* **Dataset excerpt**:
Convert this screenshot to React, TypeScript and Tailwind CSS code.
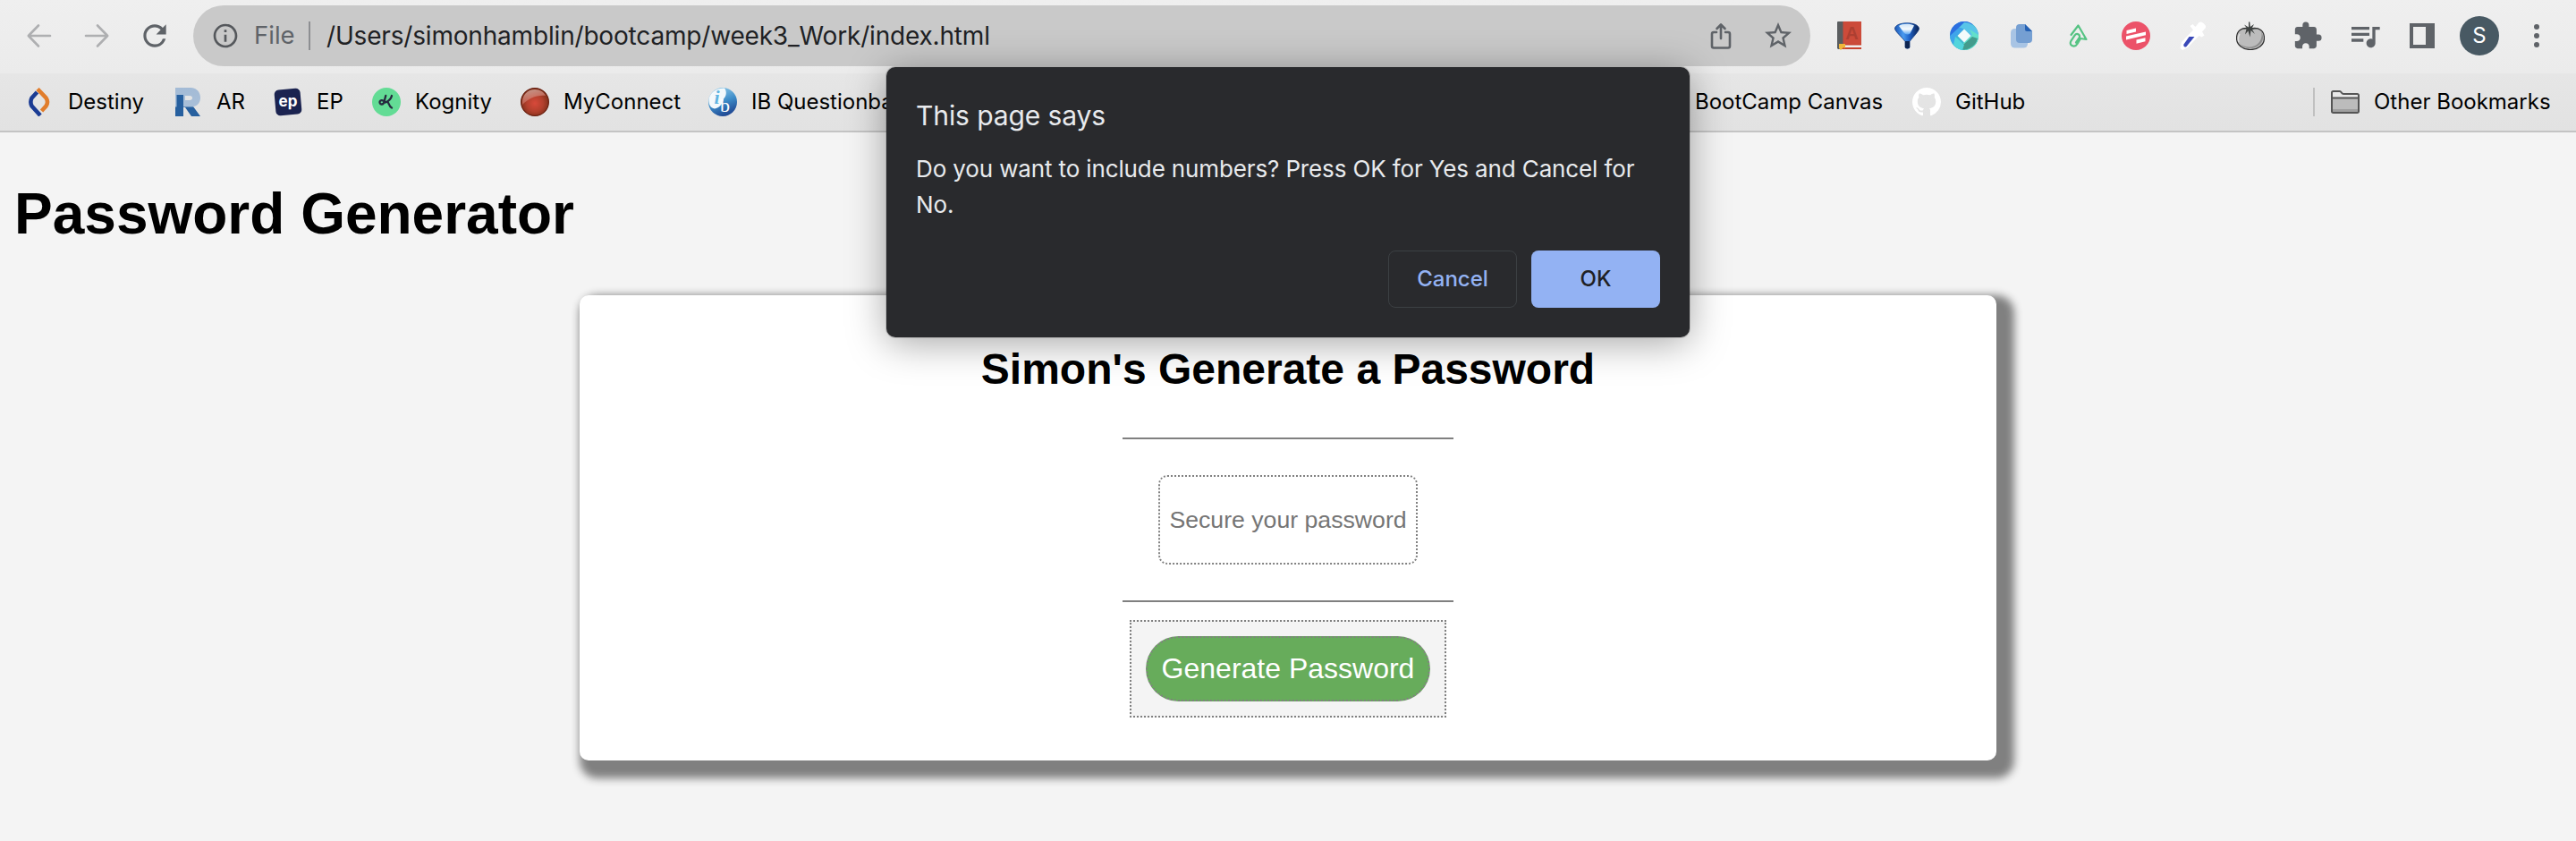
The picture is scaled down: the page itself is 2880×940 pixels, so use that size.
import type { ReactNode } from "react";
import { MdExtension, MdQueueMusic, MdOutlineInfo, MdStarBorder, MdRefresh } from "react-icons/md";

function Arrow({ flip = false }: { flip?: boolean }) {
  return (
    <svg viewBox="0 0 32 32" className={flip ? "size-8 rotate-180" : "size-8"} fill="none" stroke="#aeafb1" strokeWidth="2.6" strokeLinecap="round" strokeLinejoin="round">
      <path d="M28 16H4.500M15 4.500L3.800 16L15 27.500" />
    </svg>
  );
}

function ShareIcon() {
  return (
    <svg viewBox="0 0 32 32" className="size-8" fill="none" stroke="#5f6368" strokeWidth="2.600" strokeLinejoin="round" strokeLinecap="round">
      <path d="M11 12H8a2 2 0 0 0-2 2v13.500a2 2 0 0 0 2 2h16a2 2 0 0 0 2-2V14a2 2 0 0 0-2-2h-3M16 19V4M11.500 8L16 3.500L20.500 8" />
    </svg>
  );
}

function BookIcon() {
  return (
    <svg viewBox="0 0 32 32" className="size-8">
      <path d="M2 1a1 1 0 0 1 1-1h6v31H3l-1-1z" fill="#5a5d5f" />
      <path d="M8.500 0H29v25H8.500z" fill="#cc4b3a" />
      <path d="M6 25h23v5H6z" fill="#f1efee" />
      <path d="M6 25h23v1.500H6zM6 29h23v2H6z" fill="#c7432f" />
      <path d="M4 25h7v5l-2-1-3 3-2-2z" fill="#f0b63a" />
      <text x="18.500" y="20" textAnchor="middle" fontFamily="Liberation Sans" fontWeight="700" fontSize="20" fill="#ad3f31">A</text>
    </svg>
  );
}

function FunnelIcon() {
  return (
    <svg viewBox="0 0 32 32" className="size-8">
      <defs>
        <linearGradient id="funnel" x1="0" x2="1">
          <stop offset="0" stopColor="#1a55b4" />
          <stop offset=".35" stopColor="#4a9bf0" />
          <stop offset=".6" stopColor="#1f62c8" />
          <stop offset="1" stopColor="#0a1f4d" />
        </linearGradient>
        <linearGradient id="funnelTop" x2="0" y2="1">
          <stop offset="0" stopColor="#cfe4f8" />
          <stop offset=".5" stopColor="#f4f9fd" />
          <stop offset="1" stopColor="#5ba6f0" />
        </linearGradient>
      </defs>
      <path d="M2.500 8C2.500 4.500 8 1.800 16 1.800S29.500 4.500 29.500 8c0 3-7.500 10-10.500 14.500v6.500c0 1.500-5 1.500-5 0v-6.500C11 18 2.500 11 2.500 8z" fill="url(#funnel)" stroke="#123a80" strokeWidth=".8" />
      <path d="M7 5C10 2.500 20 2 24 4.500l-4.500 9c-2 1.500-5.500 1-6.500-.5z" fill="url(#funnelTop)" />
      <path d="M14 22h5v7c0 1.500-5 1.500-5 0z" fill="#0d2450" />
    </svg>
  );
}

function RingIcon() {
  return (
    <svg viewBox="0 0 32 32" className="size-8">
      <circle cx="16" cy="16" r="16" fill="#3fb8cf" />
      <path d="M0 16A16 16 0 0 1 26 3.500L16 5L5 16z" fill="#2c6fe0" />
      <path d="M0 16l10-9 6 1-9 9 2 12A16 16 0 0 1 0 16z" fill="#3fa5ea" />
      <path d="M16 1A16 16 0 0 1 32 16l-6 3L15 8l-5-1z" fill="#58c4e8" />
      <path d="M32 15A16 16 0 0 1 17 32l-2-8 10-9-3-6z" fill="#62e0ca" />
      <path d="M31 19A16 16 0 0 1 7 29l1-5 8 1 9-8z" fill="#439c8d" />
      <path d="M6 17l10 9-2 6A16 16 0 0 1 4 26z" fill="#52d5dc" />
      <path d="M16 8.500l7.500 7.500-7.500 7.500L8.500 16z" fill="#f2fbfb" />
    </svg>
  );
}

function PagesIcon() {
  return (
    <svg viewBox="0 0 32 32" className="size-8">
      <rect x="4" y="8" width="19" height="21.500" rx="4.500" fill="#a8c4e4" />
      <path d="M14 3h6l8 8v9a4 4 0 0 1-4 4H14a4 4 0 0 1-4-4V7a4 4 0 0 1 4-4z" fill="#759fd2" />
      <path d="M20 3l8 8h-6a2 2 0 0 1-2-2z" fill="#2461b4" />
    </svg>
  );
}

function ClipIcon() {
  return (
    <svg viewBox="0 0 32 32" className="size-8" fill="none" stroke="#55c383" strokeWidth="2.200" strokeLinecap="round" strokeLinejoin="round">
      <path d="M8.500 15.500L16.500 5L25.500 20.500L19 19.500L15.500 25.500c-1.500 2.500-4 3-6 2s-2.300-3.200-1-5.300l4-6c1.200-1.800 3-2 4.300-1.200s1.700 2.400.7 4l-3.500 5" transform="translate(-1 -.5)" />
    </svg>
  );
}

function StripesIcon() {
  return (
    <svg viewBox="0 0 32 32" className="size-8">
      <circle cx="16" cy="16" r="16" fill="#ec5269" />
      <path d="M5.500 10l10.500-2.500v4L5.500 14zM5 16.500l22-5v3.800L5 20.500zM16.500 20.500l10-2.300v4l-10 2.500z" fill="#fff" />
    </svg>
  );
}

function DropperIcon() {
  return (
    <svg viewBox="0 0 32 32" className="size-8">
      <path d="M12.500 5l3-2 3 3 4-5c2.500-1.500 4 0 5.500 1.500s3 3 1.500 5l-3.500 4 2.500 4-3 2-3-1.500L10 29l-6 3-2.500-2 1.500-7L16 9.500z" fill="#fff" />
      <path d="M11.500 17h6L8.500 28c-2 1.500-4-.5-3-2.500z" fill="#3a49b8" />
    </svg>
  );
}

function TomatoIcon() {
  return (
    <svg viewBox="0 0 32 32" className="size-8">
      <path d="M16 8C26 5.500 31.500 11 31.500 18.500S25 31.500 16 31.500.5 26 .5 18.500 6 5.500 16 8z" fill="#bcbcbc" stroke="#2d2d2d" strokeWidth="1.200" />
      <path d="M4 25c6 5 17 5 22-2 3-4 3-9 2-12 3 5 3 11-2 15-6 6-17 5-22-1z" fill="#8c8c8c" />
      <path d="M4 14c-2 3-2 6-1 9" stroke="#e0e0e0" strokeWidth="1.400" fill="none" />
      <path d="M6 8.500l6-1-3-4 5 3L14 .5h1.300l.5 5.500L20 3l-2 4 6 1-6 1 3 5-4.500-4-1 7.500-2-7-3.500 4 1.500-6z" fill="#3e4241" />
    </svg>
  );
}

function PanelIcon() {
  return (
    <svg viewBox="0 0 28 28" className="size-7">
      <path fillRule="evenodd" d="M0 0h28v28H0zM4 4v20h14V4z" fill="#5f6368" />
    </svg>
  );
}

function DotsIcon() {
  return (
    <svg viewBox="0 0 32 32" className="size-8" fill="#5f6368">
      <circle cx="16" cy="6" r="3" />
      <circle cx="16" cy="16" r="3" />
      <circle cx="16" cy="26" r="3" />
    </svg>
  );
}

function DestinyIcon() {
  return (
    <svg viewBox="0 0 32 32" className="size-8" fill="none" strokeWidth="4.600">
      <path d="M13.500 5L7.500 11.500c-1.500 3-1.500 6 0 9L17 31" stroke="#1b3c94" />
      <path d="M14 1.500L23.500 11.500c2 3 2 6 0 9L18.500 26" stroke="#e17d2c" />
    </svg>
  );
}

function ArIcon() {
  return (
    <svg viewBox="0 0 32 32" className="size-8">
      <defs>
        <linearGradient id="ar" x2="0" y2="1">
          <stop offset="0" stopColor="#a3bbd6" />
          <stop offset=".64" stopColor="#a9bfd8" />
          <stop offset=".7" stopColor="#27609f" />
        </linearGradient>
      </defs>
      <path fillRule="evenodd" d="M2 0h18c13 1 13 20 2 21l8 11H20l-7-10h-2v10H2zM13 9v5h5c4 0 4-5 0-5z" fill="url(#ar)" />
      <path d="M3.500 8H11v24H3.500z" fill="#27609f" />
    </svg>
  );
}

function EpIcon() {
  return (
    <svg viewBox="0 0 32 32" className="size-8">
      <rect x="1.500" y="1.500" width="29" height="29" rx="5" fill="#1b2350" transform="rotate(-5 16 16)" />
      <text x="16" y="20.500" textAnchor="middle" fontFamily="Inter" fontWeight="700" fontSize="17" fill="#fff">ep</text>
    </svg>
  );
}

function KognityIcon() {
  return (
    <svg viewBox="0 0 32 32" className="size-8" fill="none">
      <circle cx="16" cy="16" r="16" fill="#63dc95" />
      <path d="M15.300 8.800L13.700 15c-.4 2.300-1.500 3.600-3 3.500-1.800-.1-2.600-1.800-2-3.200.8-1.600 2.800-1.600 6.300.7M22 9c-.8 3.600-3.500 6-7 7.500M17 15.500c2 1 1.500 5.500 5 7" stroke="#262a3f" strokeWidth="2.300" strokeLinecap="round" />
    </svg>
  );
}

function BallIcon() {
  return (
    <svg viewBox="0 0 32 32" className="size-8">
      <defs>
        <radialGradient id="ball" cx=".5" cy=".55" r=".5">
          <stop offset="0" stopColor="#d8493a" />
          <stop offset=".6" stopColor="#b2402d" />
          <stop offset="1" stopColor="#85311c" />
        </radialGradient>
        <linearGradient id="gloss" x2=".4" y2="1">
          <stop offset="0" stopColor="#d9c0b6" />
          <stop offset="1" stopColor="#c95848" />
        </linearGradient>
      </defs>
      <circle cx="16" cy="16" r="15.400" fill="url(#ball)" stroke="#6a2212" strokeWidth="1.200" />
      <path d="M2 19C1 8 8 2 16 2c6 0 10 3 12 7C18 8 9 12 2 19z" fill="url(#gloss)" opacity=".75" />
    </svg>
  );
}

function IbIcon() {
  return (
    <svg viewBox="0 0 32 32" className="size-8">
      <defs>
        <linearGradient id="ib" x1=".3" x2=".7" y2="1">
          <stop offset="0" stopColor="#8fcaea" />
          <stop offset=".5" stopColor="#3d8cc8" />
          <stop offset="1" stopColor="#1b3f8c" />
        </linearGradient>
      </defs>
      <circle cx="16" cy="16" r="16" fill="url(#ib)" />
      <path d="M.5 12C3 4 10 .5 18 .5c3 4 2 9-1 12-1 6-5 10-10 11C2 23 0 18 .5 12z" fill="#f3f9fc" />
      <text x="9.500" y="18" fontFamily="Liberation Serif" fontStyle="italic" fontWeight="700" fontSize="22" fill="#5fb4e2" textAnchor="middle">i</text>
      <text x="18.500" y="27" fontFamily="Liberation Serif" fontSize="22" fill="#fff" textAnchor="middle">b</text>
    </svg>
  );
}

function GitHubIcon() {
  return (
    <svg viewBox="0 0 16 16" className="size-8" fill="#fff">
      <path d="M8 0C3.580 0 0 3.580 0 8c0 3.540 2.290 6.530 5.470 7.590.4.070.55-.17.55-.38 0-.19-.01-.82-.01-1.490-2.010.37-2.530-.49-2.690-.94-.09-.23-.48-.94-.82-1.130-.28-.15-.68-.52-.01-.53.63-.01 1.080.58 1.230.82.72 1.210 1.870.87 2.330.66.07-.52.28-.87.51-1.070-1.780-.2-3.640-.89-3.640-3.950 0-.87.31-1.590.82-2.150-.08-.2-.36-1.020.08-2.120 0 0 .67-.21 2.200.82.64-.18 1.320-.27 2-.27s1.360.09 2 .27c1.530-1.040 2.200-.82 2.200-.82.44 1.100.16 1.920.08 2.120.51.56.82 1.270.82 2.150 0 3.070-1.870 3.750-3.650 3.950.29.25.54.73.54 1.480 0 1.070-.01 1.930-.01 2.200 0 .21.15.46.55.38A8.010 8.010 0 0 0 16 8c0-4.420-3.580-8-8-8" />
    </svg>
  );
}

function FolderIcon() {
  return (
    <svg viewBox="0 0 32 32" className="size-8">
      <path d="M1 27V5.500a1.500 1.500 0 0 1 1.500-1.500h8l3 3H29.500A1.500 1.500 0 0 1 31 8.500V27z" fill="#e8e8e8" />
      <path d="M1 11.500h30V27H1z" fill="#bcbcbc" />
      <path d="M1 24h30v3H1z" fill="#9f9f9f" />
      <path d="M1 11.500h30M1 26.500V5.500a1.500 1.500 0 0 1 1.500-1.500h7.500c1.500 0 2 3 4 3H29.500A1.500 1.500 0 0 1 31 8.500V26.500a1.500 1.500 0 0 1-1.500 1.500h-27a1.500 1.500 0 0 1-1.500-1.500z" fill="none" stroke="#555" strokeWidth="2" />
    </svg>
  );
}

function Bookmark({ icon, label, width }: { icon: ReactNode; label: string; width: string }) {
  return (
    <div className={`flex shrink-0 items-center gap-4 whitespace-nowrap ${width}`}>
      {icon}
      <span>{label}</span>
    </div>
  );
}

const extensions: ReactNode[] = [
  <BookIcon />,
  <FunnelIcon />,
  <RingIcon />,
  <PagesIcon />,
  <ClipIcon />,
  <StripesIcon />,
  <DropperIcon />,
  <TomatoIcon />,
  <MdExtension className="size-[34px] text-[#5f6368]" />,
  <MdQueueMusic className="size-10 text-[#5f6368]" />,
  <PanelIcon />,
  <div className="flex size-11 items-center justify-center rounded-full bg-[#485963] text-[24px] text-white">S</div>,
  <DotsIcon />,
];

function Toolbar() {
  return (
    <div className="flex h-[82px] items-start bg-linear-to-b from-[#efefef] to-[#ebebeb]">
      <div className="flex h-20 w-[216px] shrink-0 items-center gap-8 pl-7">
        <Arrow />
        <Arrow flip />
        <MdRefresh className="-ml-0.5 size-[38px] text-[#5f6368]" />
      </div>
      <div className="mt-1.5 flex h-[68px] w-[1808px] shrink-0 items-center rounded-full bg-[#c9c9c9] pl-5">
        <MdOutlineInfo className="size-8 text-[#55585c]" />
        <span className="ml-4 w-[61px] text-[27.500px] text-[#5f6368]">File</span>
        <span className="h-8 w-0.5 bg-[#8d8f92]" />
        <span className="ml-[18px] flex-1 text-[28px] tracking-[-0.180px] text-[#202124]">/Users/simonhamblin/bootcamp/week3_Work/index.html</span>
        <div className="flex items-center gap-[30px] pr-[18px]">
          <ShareIcon />
          <MdStarBorder className="size-9 text-[#5f6368]" />
        </div>
      </div>
      <div className="ml-3 flex h-20">
        {extensions.map((icon, i) => (
          <div key={i} className="flex w-16 items-center justify-center">
            {icon}
          </div>
        ))}
      </div>
    </div>
  );
}

function BookmarksBar() {
  return (
    <div className="flex h-[66px] items-center border-b-2 border-[#c4c4c4] bg-linear-to-b from-[#e6e6e6] to-[#e2e2e2] pl-7 text-[24px] text-black">
      <Bookmark icon={<DestinyIcon />} label="Destiny" width="w-[166px]" />
      <Bookmark icon={<ArIcon />} label="AR" width="w-[112px]" />
      <Bookmark icon={<EpIcon />} label="EP" width="w-[110px]" />
      <Bookmark icon={<KognityIcon />} label="Kognity" width="w-[166px]" />
      <Bookmark icon={<BallIcon />} label="MyConnect" width="w-[210px]" />
      <Bookmark icon={<IbIcon />} label="IB Questionbank" width="w-[1055px]" />
      <Bookmark icon={<span className="size-8" />} label="BootCamp Canvas" width="w-[291px]" />
      <Bookmark icon={<GitHubIcon />} label="GitHub" width="w-[448px]" />
      <span className="mr-[18px] h-8 w-0.5 bg-[#c0c0c0]" />
      <Bookmark icon={<FolderIcon />} label="Other Bookmarks" width="w-[250px]" />
    </div>
  );
}

function ConfirmDialog() {
  return (
    <div className="absolute top-[75px] left-[991px] flex h-[302px] w-[898px] flex-col rounded-[10px] bg-[#292a2d] px-[33px] text-[#e8eaed] shadow-[0_6px_44px_rgba(0,0,0,0.36),0_0_0_1px_rgba(0,0,0,0.15)]">
      <h3 className="mt-[34px] text-[30px] leading-10 tracking-[-0.100px]">This page says</h3>
      <p className="mt-5 text-[26px] leading-10 tracking-[-0.130px]">
        Do you want to include numbers? Press OK for Yes and Cancel for
        <br />
        No.
      </p>
      <div className="mt-[31px] flex justify-end gap-4 text-[24px] font-medium">
        <button className="h-16 w-36 rounded-lg border border-[#3c4043] text-[#93b2f3]">Cancel</button>
        <button className="h-16 w-36 rounded-lg bg-[#93b2f3] text-[#202124]">OK</button>
      </div>
    </div>
  );
}

export default function App() {
  return (
    <div className="relative h-[940px] w-[2880px] overflow-hidden bg-[#f4f4f4] font-['Inter',sans-serif]">
      <Toolbar />
      <BookmarksBar />
      <main className="flex flex-col font-['Liberation_Sans',Arial,sans-serif] text-black">
        <h1 className="mt-[54px] ml-4 text-[64px] leading-[74px] font-bold">Password Generator</h1>
        <section className="mx-auto mt-[54px] flex h-[520px] w-[1584px] flex-col items-center rounded-[10px] bg-white shadow-[10px_10px_10px_10px_#808080]">
          <h2 className="mt-[55px] text-[48px] leading-[55px] font-bold">Simon's Generate a Password</h2>
          <div className="mt-[49px] h-0.5 w-[370px] bg-[#808080]" />
          <div className="mt-10 flex h-[100px] w-[290px] items-center justify-center rounded-[10px] border-2 border-dotted border-[#808080] pt-0.5 text-[26.660px] text-[#757575]">
            Secure your password
          </div>
          <div className="mt-10 h-0.5 w-[370px] bg-[#808080]" />
          <div className="mt-5 flex h-[109px] w-[354px] items-center justify-center border-2 border-dotted border-[#808080] bg-[#f4f4f4]">
            <button className="h-[73px] w-[318px] rounded-[40px] border-2 border-dotted border-[#808080] bg-[#67ac5b] pb-0.5 text-[32px] text-white">
              Generate Password
            </button>
          </div>
        </section>
      </main>
      <ConfirmDialog />
    </div>
  );
}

* **Task to complete**: Repeat, word for word and with no pictures, only the lines running from the beginning of the data to the line that contains "MdOutlineInfo, MdStarBorder, MdRefresh".

* **Result of the exercise**:
Convert this screenshot to React, TypeScript and Tailwind CSS code.
The picture is scaled down: the page itself is 2880×940 pixels, so use that size.
import type { ReactNode } from "react";
import { MdExtension, MdQueueMusic, MdOutlineInfo, MdStarBorder, MdRefresh } from "react-icons/md";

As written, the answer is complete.